▶ [Data rows]:
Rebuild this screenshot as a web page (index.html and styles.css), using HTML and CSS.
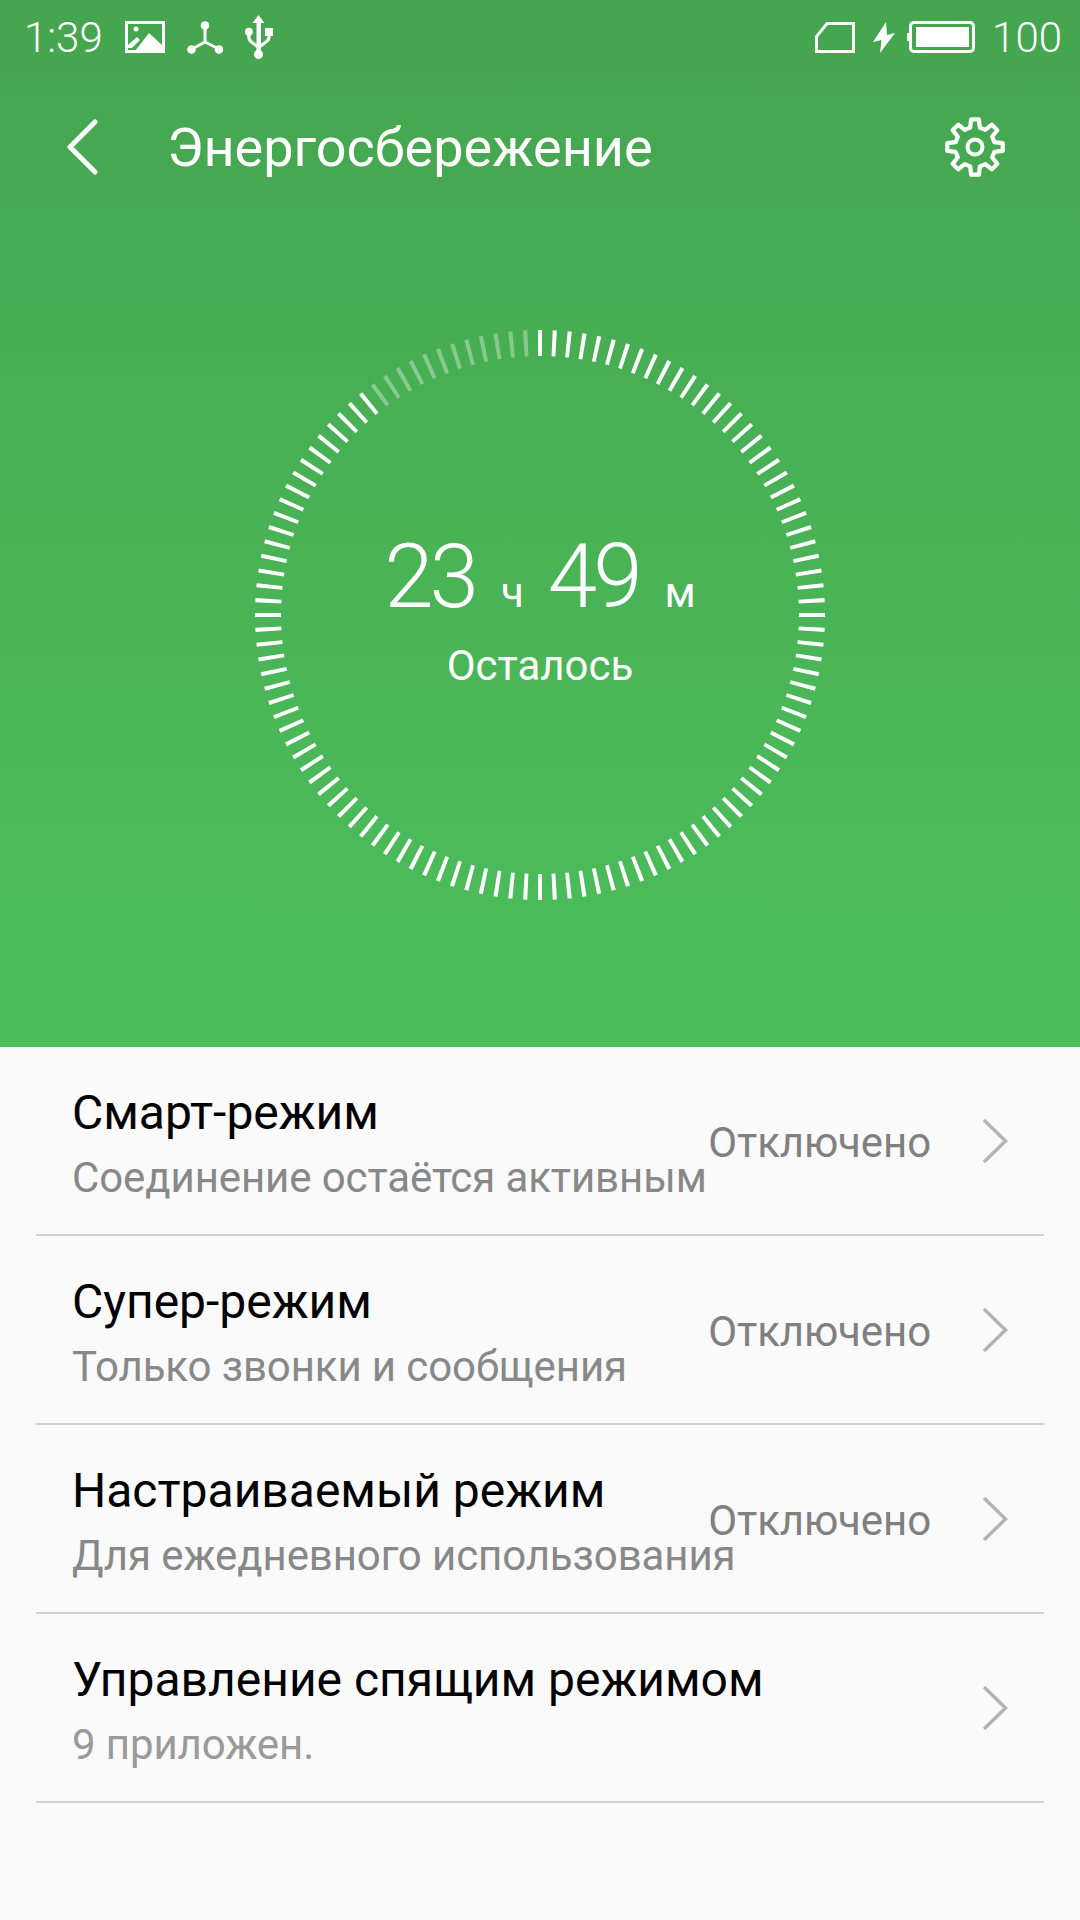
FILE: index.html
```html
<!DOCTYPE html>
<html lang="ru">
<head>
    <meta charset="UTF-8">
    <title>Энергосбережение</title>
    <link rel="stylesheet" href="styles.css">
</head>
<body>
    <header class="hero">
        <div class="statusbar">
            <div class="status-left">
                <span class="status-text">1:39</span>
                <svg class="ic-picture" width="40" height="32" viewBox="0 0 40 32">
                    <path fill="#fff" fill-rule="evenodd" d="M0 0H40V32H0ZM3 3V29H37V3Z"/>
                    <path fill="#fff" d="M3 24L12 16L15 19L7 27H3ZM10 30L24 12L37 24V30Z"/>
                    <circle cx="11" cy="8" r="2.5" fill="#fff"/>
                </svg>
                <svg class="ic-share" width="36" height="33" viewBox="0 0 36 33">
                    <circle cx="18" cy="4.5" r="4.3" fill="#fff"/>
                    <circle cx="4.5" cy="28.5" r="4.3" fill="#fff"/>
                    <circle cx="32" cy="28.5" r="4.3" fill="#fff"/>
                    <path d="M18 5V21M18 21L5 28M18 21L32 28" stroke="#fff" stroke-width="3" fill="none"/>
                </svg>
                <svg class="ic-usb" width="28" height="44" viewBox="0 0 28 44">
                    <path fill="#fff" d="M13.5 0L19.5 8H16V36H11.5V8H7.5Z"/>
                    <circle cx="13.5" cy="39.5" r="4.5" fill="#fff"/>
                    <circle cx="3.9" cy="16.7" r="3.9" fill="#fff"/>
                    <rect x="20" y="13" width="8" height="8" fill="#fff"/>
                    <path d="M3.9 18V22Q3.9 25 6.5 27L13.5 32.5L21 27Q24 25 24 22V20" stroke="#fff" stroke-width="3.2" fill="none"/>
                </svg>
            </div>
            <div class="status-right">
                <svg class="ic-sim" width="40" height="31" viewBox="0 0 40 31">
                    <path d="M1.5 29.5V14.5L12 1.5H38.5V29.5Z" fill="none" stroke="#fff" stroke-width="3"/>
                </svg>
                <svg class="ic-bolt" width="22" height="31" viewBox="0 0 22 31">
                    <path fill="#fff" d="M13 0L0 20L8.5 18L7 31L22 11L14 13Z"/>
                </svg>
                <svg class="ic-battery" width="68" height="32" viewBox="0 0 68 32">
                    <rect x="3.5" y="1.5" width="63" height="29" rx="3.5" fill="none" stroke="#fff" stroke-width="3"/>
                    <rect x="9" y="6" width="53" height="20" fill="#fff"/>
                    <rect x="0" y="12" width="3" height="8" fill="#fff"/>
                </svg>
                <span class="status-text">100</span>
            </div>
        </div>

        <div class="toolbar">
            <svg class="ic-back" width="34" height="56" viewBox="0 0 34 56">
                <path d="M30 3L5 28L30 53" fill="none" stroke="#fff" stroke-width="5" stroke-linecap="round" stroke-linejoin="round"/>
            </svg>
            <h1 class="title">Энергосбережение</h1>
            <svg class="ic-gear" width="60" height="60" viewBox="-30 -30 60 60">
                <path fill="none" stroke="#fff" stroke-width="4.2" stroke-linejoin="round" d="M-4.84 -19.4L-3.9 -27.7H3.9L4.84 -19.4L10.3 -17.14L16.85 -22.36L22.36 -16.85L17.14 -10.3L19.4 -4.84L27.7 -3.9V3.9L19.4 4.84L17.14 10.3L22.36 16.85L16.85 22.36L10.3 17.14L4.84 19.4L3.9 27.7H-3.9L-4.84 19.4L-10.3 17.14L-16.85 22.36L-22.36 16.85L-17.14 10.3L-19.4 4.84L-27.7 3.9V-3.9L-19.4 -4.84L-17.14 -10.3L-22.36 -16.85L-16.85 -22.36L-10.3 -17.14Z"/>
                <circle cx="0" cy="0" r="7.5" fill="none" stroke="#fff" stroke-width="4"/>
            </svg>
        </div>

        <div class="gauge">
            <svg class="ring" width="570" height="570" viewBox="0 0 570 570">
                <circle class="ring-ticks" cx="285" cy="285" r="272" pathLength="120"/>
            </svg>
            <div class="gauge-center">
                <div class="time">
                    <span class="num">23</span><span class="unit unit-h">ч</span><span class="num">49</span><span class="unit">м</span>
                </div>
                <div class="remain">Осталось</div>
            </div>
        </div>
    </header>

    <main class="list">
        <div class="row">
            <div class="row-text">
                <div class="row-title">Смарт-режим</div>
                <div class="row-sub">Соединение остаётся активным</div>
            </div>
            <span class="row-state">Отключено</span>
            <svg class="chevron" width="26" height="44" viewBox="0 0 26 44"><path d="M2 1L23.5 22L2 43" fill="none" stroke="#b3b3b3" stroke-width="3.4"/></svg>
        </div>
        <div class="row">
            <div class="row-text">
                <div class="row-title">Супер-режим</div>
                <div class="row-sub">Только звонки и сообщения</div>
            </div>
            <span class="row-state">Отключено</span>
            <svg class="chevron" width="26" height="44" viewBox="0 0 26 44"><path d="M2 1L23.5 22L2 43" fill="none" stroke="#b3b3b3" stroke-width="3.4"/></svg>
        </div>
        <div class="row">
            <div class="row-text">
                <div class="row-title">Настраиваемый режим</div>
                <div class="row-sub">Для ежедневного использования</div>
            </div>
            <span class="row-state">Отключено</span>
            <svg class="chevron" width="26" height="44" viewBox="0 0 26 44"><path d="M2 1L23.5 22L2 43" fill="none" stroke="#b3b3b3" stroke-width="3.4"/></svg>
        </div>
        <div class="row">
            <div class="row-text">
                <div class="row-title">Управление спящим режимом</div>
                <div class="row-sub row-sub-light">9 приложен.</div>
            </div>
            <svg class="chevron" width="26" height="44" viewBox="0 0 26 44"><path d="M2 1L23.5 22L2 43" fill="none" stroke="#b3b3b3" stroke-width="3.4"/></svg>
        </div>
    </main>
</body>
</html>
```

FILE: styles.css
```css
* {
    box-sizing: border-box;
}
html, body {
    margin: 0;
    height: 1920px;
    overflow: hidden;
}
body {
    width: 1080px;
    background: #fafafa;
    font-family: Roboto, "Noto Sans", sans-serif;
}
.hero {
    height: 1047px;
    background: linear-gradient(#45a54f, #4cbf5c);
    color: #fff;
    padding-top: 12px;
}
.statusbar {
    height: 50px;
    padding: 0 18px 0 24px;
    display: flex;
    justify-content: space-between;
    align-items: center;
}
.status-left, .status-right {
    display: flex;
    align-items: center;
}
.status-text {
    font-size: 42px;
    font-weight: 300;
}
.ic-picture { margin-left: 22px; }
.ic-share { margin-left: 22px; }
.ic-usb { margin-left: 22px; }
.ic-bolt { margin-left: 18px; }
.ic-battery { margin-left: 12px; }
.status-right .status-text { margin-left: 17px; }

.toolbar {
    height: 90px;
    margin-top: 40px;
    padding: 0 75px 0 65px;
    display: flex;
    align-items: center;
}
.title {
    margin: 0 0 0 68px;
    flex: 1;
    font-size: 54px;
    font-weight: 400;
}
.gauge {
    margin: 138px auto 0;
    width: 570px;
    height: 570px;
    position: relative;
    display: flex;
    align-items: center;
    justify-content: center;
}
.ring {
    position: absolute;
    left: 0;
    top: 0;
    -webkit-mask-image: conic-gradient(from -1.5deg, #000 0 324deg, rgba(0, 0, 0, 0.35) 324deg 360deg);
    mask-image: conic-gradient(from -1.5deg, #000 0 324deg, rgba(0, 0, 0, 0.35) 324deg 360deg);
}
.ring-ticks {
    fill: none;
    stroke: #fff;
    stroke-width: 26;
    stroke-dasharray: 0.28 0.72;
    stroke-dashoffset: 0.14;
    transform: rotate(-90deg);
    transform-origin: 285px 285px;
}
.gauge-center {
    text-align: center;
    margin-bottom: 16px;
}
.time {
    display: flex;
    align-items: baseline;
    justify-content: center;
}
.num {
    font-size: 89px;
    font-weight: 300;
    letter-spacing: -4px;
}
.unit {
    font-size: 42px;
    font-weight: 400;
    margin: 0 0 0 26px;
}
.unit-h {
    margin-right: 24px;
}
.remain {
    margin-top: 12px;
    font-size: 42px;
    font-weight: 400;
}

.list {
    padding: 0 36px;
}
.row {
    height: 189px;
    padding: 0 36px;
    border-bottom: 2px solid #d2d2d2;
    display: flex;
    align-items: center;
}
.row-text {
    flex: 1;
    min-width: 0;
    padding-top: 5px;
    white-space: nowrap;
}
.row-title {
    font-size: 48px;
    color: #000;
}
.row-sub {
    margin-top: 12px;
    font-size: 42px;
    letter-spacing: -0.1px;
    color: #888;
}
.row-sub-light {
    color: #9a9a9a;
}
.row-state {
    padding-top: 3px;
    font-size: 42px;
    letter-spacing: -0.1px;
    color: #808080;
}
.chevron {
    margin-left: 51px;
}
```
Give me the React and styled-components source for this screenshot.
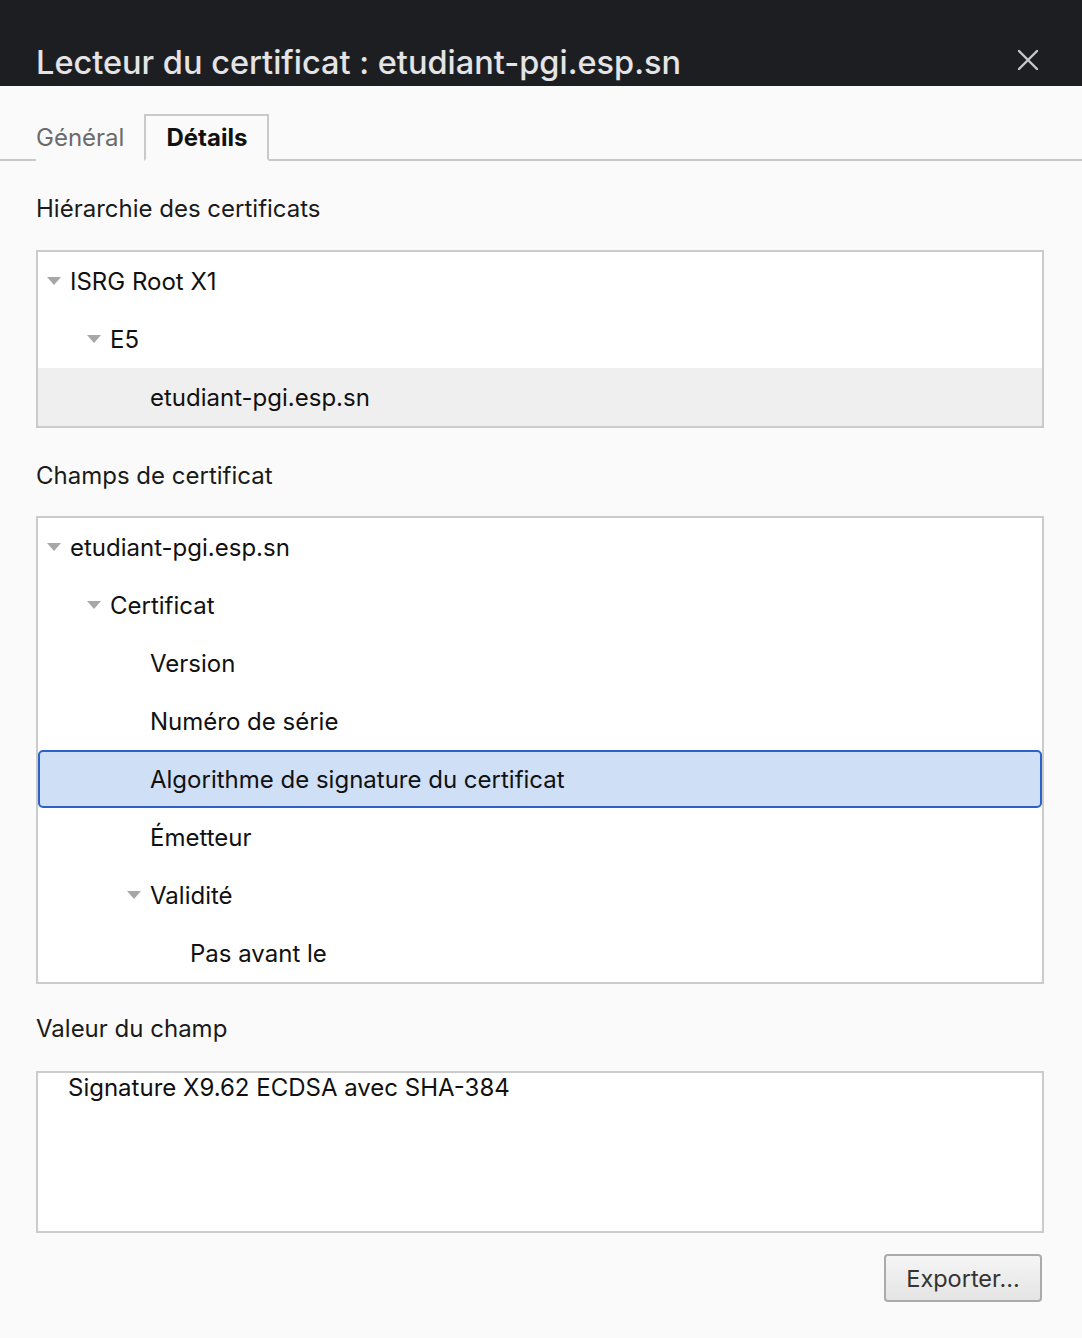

▶ [Task instructions]: Pull every line holding "styles" out of the records.

▶ [Solution to this task]:
Rebuild this screenshot as a web page (index.html and styles.css), using HTML and CSS.
    <link rel="stylesheet" href="styles.css">
FILE: styles.css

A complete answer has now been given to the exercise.